Exercise requirements ->
Leave out the pictures and restate the rest of the data exactly.
+ + + + +
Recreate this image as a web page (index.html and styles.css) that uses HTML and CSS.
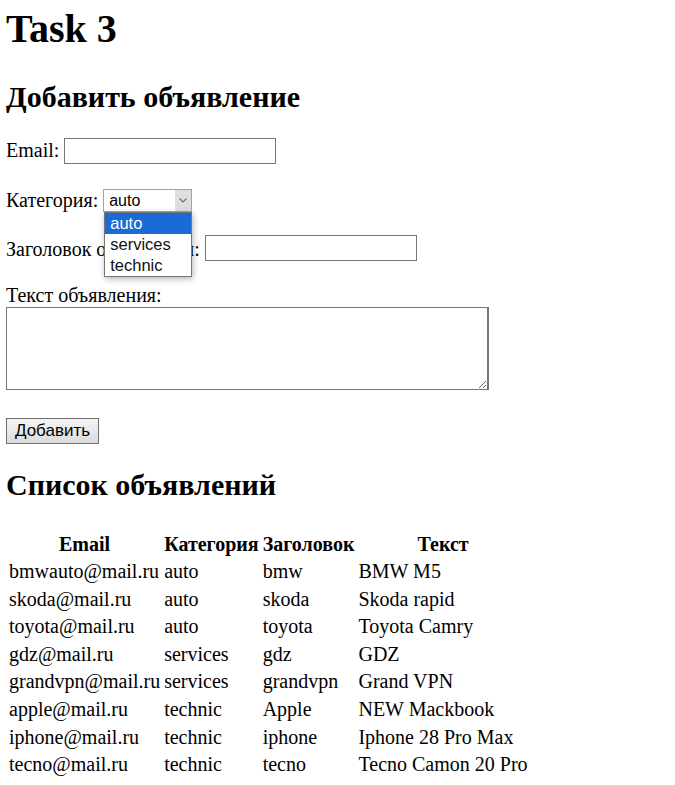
FILE: index.html
```html
<!DOCTYPE html>
<html lang="ru">
<head>
<meta charset="utf-8">
<title>Task 3</title>
<link rel="stylesheet" href="styles.css">
</head>
<body>
<h1 class="page-title">Task 3</h1>
<h2 class="section-title section-title--form">Добавить объявление</h2>
<form class="ad-form">
  <div class="form-row form-row--email">
    <label class="form-label form-label--email">Email:</label>
    <input class="text-input" type="text">
  </div>
  <div class="form-row form-row--category">
    <label class="form-label">Категория:</label>
    <div class="fake-select">
      <span class="fake-select__value">auto</span>
      <span class="fake-select__arrow">
        <svg width="8" height="5" viewBox="0 0 8 5"><path d="M0.5 0.5 L4 4 L7.5 0.5" fill="none" stroke="#6d6d6d" stroke-width="1.1"/></svg>
      </span>
      <ul class="dropdown">
        <li class="dropdown__item dropdown__item--active">auto</li>
        <li class="dropdown__item">services</li>
        <li class="dropdown__item">technic</li>
      </ul>
    </div>
  </div>
  <div class="form-row form-row--heading">
    <label class="form-label form-label--heading">Заголовок объявления:</label>
    <input class="text-input" type="text">
  </div>
  <label class="block-label">Текст объявления:</label>
  <textarea class="text-area"></textarea>
  <button class="submit-btn" type="button">Добавить</button>
</form>
<h2 class="section-title section-title--list">Список объявлений</h2>
<table class="ads-table">
  <thead>
    <tr><th>Email</th><th>Категория</th><th>Заголовок</th><th>Текст</th></tr>
  </thead>
  <tbody>
    <tr><td>bmwauto@mail.ru</td><td>auto</td><td>bmw</td><td>BMW M5</td></tr>
    <tr><td>skoda@mail.ru</td><td>auto</td><td>skoda</td><td>Skoda rapid</td></tr>
    <tr><td>toyota@mail.ru</td><td>auto</td><td>toyota</td><td>Toyota Camry</td></tr>
    <tr><td>gdz@mail.ru</td><td>services</td><td>gdz</td><td>GDZ</td></tr>
    <tr><td>grandvpn@mail.ru</td><td>services</td><td>grandvpn</td><td>Grand VPN</td></tr>
    <tr><td>apple@mail.ru</td><td>technic</td><td>Apple</td><td>NEW Mackbook</td></tr>
    <tr><td>iphone@mail.ru</td><td>technic</td><td>iphone</td><td>Iphone 28 Pro Max</td></tr>
    <tr><td>tecno@mail.ru</td><td>technic</td><td>tecno</td><td>Tecno Camon 20 Pro</td></tr>
  </tbody>
</table>
</body>
</html>
```
FILE: styles.css
```css
html, body {
  background: #ffffff;
}
body {
  margin: 0;
  padding: 0 6px;
  font-family: "Liberation Serif", "Times New Roman", serif;
  font-size: 20px;
  color: #000;
}
.page-title {
  margin: 6px 0 0;
  font-size: 40px;
  line-height: 46px;
  font-weight: bold;
}
.section-title {
  margin: 0;
  font-size: 30px;
  line-height: 34px;
  font-weight: bold;
}
.section-title--form {
  margin-top: 28px;
}
.section-title--list {
  margin-top: 24px;
}
.ad-form {
  display: flex;
  flex-direction: column;
  align-items: flex-start;
  margin-top: 24px;
}
.form-row {
  display: flex;
  align-items: flex-start;
  gap: 5px;
}
.form-row--category {
  margin-top: 25px;
}
.form-row--heading {
  margin-top: 23px;
}
.form-label {
  line-height: 22px;
  white-space: nowrap;
}
.form-label--email {
  margin-top: 1px;
}
.form-label--heading {
  margin-top: 3px;
}
.text-input {
  box-sizing: border-box;
  width: 212px;
  height: 26px;
  margin: 0;
  padding: 0 3px;
  border: 1px solid #767676;
  border-radius: 0;
  background: #fff;
  font: 16px "Liberation Sans", Arial, sans-serif;
}
.fake-select {
  position: relative;
  box-sizing: border-box;
  width: 89px;
  height: 23px;
  border: 1px solid #7aaed3;
  background: #fff;
  display: flex;
  align-items: center;
  font: 16px/21px "Liberation Sans", Arial, sans-serif;
}
.fake-select__value {
  flex: 1;
  padding-left: 5px;
}
.fake-select__arrow {
  width: 16px;
  height: 21px;
  background: #dedede;
  display: flex;
  align-items: center;
  justify-content: center;
}
.dropdown {
  position: absolute;
  left: 0;
  top: 22px;
  z-index: 2;
  box-sizing: border-box;
  width: 88px;
  margin: 0;
  padding: 0;
  list-style: none;
  background: #fff;
  border: 1px solid #767676;
  box-shadow: 1px 2px 6px rgba(0, 0, 0, 0.3);
}
.dropdown__item {
  height: 21px;
  padding-left: 5px;
  color: #111;
  font: 16.5px/20px "Liberation Sans", Arial, sans-serif;
}
.dropdown__item--active {
  background: #1c6ad6;
  color: #fff;
}
.block-label {
  margin-top: 23px;
  line-height: 22px;
}
.text-area {
  display: block;
  box-sizing: border-box;
  width: 483px;
  height: 83px;
  margin: 1px 0 0;
  padding: 2px;
  border: 1px solid #767676;
  border-right-width: 2px;
  border-radius: 0;
  font: 16px "Liberation Mono", monospace;
}
.submit-btn {
  box-sizing: border-box;
  margin-top: 28px;
  width: 93px;
  height: 26px;
  padding: 0;
  border: 1px solid #707070;
  border-radius: 0;
  background: linear-gradient(#f4f4f4, #dcdcdc);
  font: 17px/24px "Liberation Sans", Arial, sans-serif;
  color: #000;
}
.ads-table {
  margin-top: 27.5px;
  border-spacing: 2px;
  font-size: 20px;
}
.ads-table th,
.ads-table td {
  padding: 1px;
  line-height: 23.6px;
  white-space: nowrap;
}
.ads-table th {
  text-align: center;
  font-weight: bold;
}
.ads-table td {
  text-align: left;
}
```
+ + + + +
Completed exercise ->
Recreate this image as a web page (index.html and styles.css) that uses HTML and CSS.
FILE: index.html
```html
<!DOCTYPE html>
<html lang="ru">
<head>
<meta charset="utf-8">
<title>Task 3</title>
<link rel="stylesheet" href="styles.css">
</head>
<body>
<h1 class="page-title">Task 3</h1>
<h2 class="section-title section-title--form">Добавить объявление</h2>
<form class="ad-form">
  <div class="form-row form-row--email">
    <label class="form-label form-label--email">Email:</label>
    <input class="text-input" type="text">
  </div>
  <div class="form-row form-row--category">
    <label class="form-label">Категория:</label>
    <div class="fake-select">
      <span class="fake-select__value">auto</span>
      <span class="fake-select__arrow">
        <svg width="8" height="5" viewBox="0 0 8 5"><path d="M0.5 0.5 L4 4 L7.5 0.5" fill="none" stroke="#6d6d6d" stroke-width="1.1"/></svg>
      </span>
      <ul class="dropdown">
        <li class="dropdown__item dropdown__item--active">auto</li>
        <li class="dropdown__item">services</li>
        <li class="dropdown__item">technic</li>
      </ul>
    </div>
  </div>
  <div class="form-row form-row--heading">
    <label class="form-label form-label--heading">Заголовок объявления:</label>
    <input class="text-input" type="text">
  </div>
  <label class="block-label">Текст объявления:</label>
  <textarea class="text-area"></textarea>
  <button class="submit-btn" type="button">Добавить</button>
</form>
<h2 class="section-title section-title--list">Список объявлений</h2>
<table class="ads-table">
  <thead>
    <tr><th>Email</th><th>Категория</th><th>Заголовок</th><th>Текст</th></tr>
  </thead>
  <tbody>
    <tr><td>bmwauto@mail.ru</td><td>auto</td><td>bmw</td><td>BMW M5</td></tr>
    <tr><td>skoda@mail.ru</td><td>auto</td><td>skoda</td><td>Skoda rapid</td></tr>
    <tr><td>toyota@mail.ru</td><td>auto</td><td>toyota</td><td>Toyota Camry</td></tr>
    <tr><td>gdz@mail.ru</td><td>services</td><td>gdz</td><td>GDZ</td></tr>
    <tr><td>grandvpn@mail.ru</td><td>services</td><td>grandvpn</td><td>Grand VPN</td></tr>
    <tr><td>apple@mail.ru</td><td>technic</td><td>Apple</td><td>NEW Mackbook</td></tr>
    <tr><td>iphone@mail.ru</td><td>technic</td><td>iphone</td><td>Iphone 28 Pro Max</td></tr>
    <tr><td>tecno@mail.ru</td><td>technic</td><td>tecno</td><td>Tecno Camon 20 Pro</td></tr>
  </tbody>
</table>
</body>
</html>
```
FILE: styles.css
```css
html, body {
  background: #ffffff;
}
body {
  margin: 0;
  padding: 0 6px;
  font-family: "Liberation Serif", "Times New Roman", serif;
  font-size: 20px;
  color: #000;
}
.page-title {
  margin: 6px 0 0;
  font-size: 40px;
  line-height: 46px;
  font-weight: bold;
}
.section-title {
  margin: 0;
  font-size: 30px;
  line-height: 34px;
  font-weight: bold;
}
.section-title--form {
  margin-top: 28px;
}
.section-title--list {
  margin-top: 24px;
}
.ad-form {
  display: flex;
  flex-direction: column;
  align-items: flex-start;
  margin-top: 24px;
}
.form-row {
  display: flex;
  align-items: flex-start;
  gap: 5px;
}
.form-row--category {
  margin-top: 25px;
}
.form-row--heading {
  margin-top: 23px;
}
.form-label {
  line-height: 22px;
  white-space: nowrap;
}
.form-label--email {
  margin-top: 1px;
}
.form-label--heading {
  margin-top: 3px;
}
.text-input {
  box-sizing: border-box;
  width: 212px;
  height: 26px;
  margin: 0;
  padding: 0 3px;
  border: 1px solid #767676;
  border-radius: 0;
  background: #fff;
  font: 16px "Liberation Sans", Arial, sans-serif;
}
.fake-select {
  position: relative;
  box-sizing: border-box;
  width: 89px;
  height: 23px;
  border: 1px solid #7aaed3;
  background: #fff;
  display: flex;
  align-items: center;
  font: 16px/21px "Liberation Sans", Arial, sans-serif;
}
.fake-select__value {
  flex: 1;
  padding-left: 5px;
}
.fake-select__arrow {
  width: 16px;
  height: 21px;
  background: #dedede;
  display: flex;
  align-items: center;
  justify-content: center;
}
.dropdown {
  position: absolute;
  left: 0;
  top: 22px;
  z-index: 2;
  box-sizing: border-box;
  width: 88px;
  margin: 0;
  padding: 0;
  list-style: none;
  background: #fff;
  border: 1px solid #767676;
  box-shadow: 1px 2px 6px rgba(0, 0, 0, 0.3);
}
.dropdown__item {
  height: 21px;
  padding-left: 5px;
  color: #111;
  font: 16.5px/20px "Liberation Sans", Arial, sans-serif;
}
.dropdown__item--active {
  background: #1c6ad6;
  color: #fff;
}
.block-label {
  margin-top: 23px;
  line-height: 22px;
}
.text-area {
  display: block;
  box-sizing: border-box;
  width: 483px;
  height: 83px;
  margin: 1px 0 0;
  padding: 2px;
  border: 1px solid #767676;
  border-right-width: 2px;
  border-radius: 0;
  font: 16px "Liberation Mono", monospace;
}
.submit-btn {
  box-sizing: border-box;
  margin-top: 28px;
  width: 93px;
  height: 26px;
  padding: 0;
  border: 1px solid #707070;
  border-radius: 0;
  background: linear-gradient(#f4f4f4, #dcdcdc);
  font: 17px/24px "Liberation Sans", Arial, sans-serif;
  color: #000;
}
.ads-table {
  margin-top: 27.5px;
  border-spacing: 2px;
  font-size: 20px;
}
.ads-table th,
.ads-table td {
  padding: 1px;
  line-height: 23.6px;
  white-space: nowrap;
}
.ads-table th {
  text-align: center;
  font-weight: bold;
}
.ads-table td {
  text-align: left;
}
```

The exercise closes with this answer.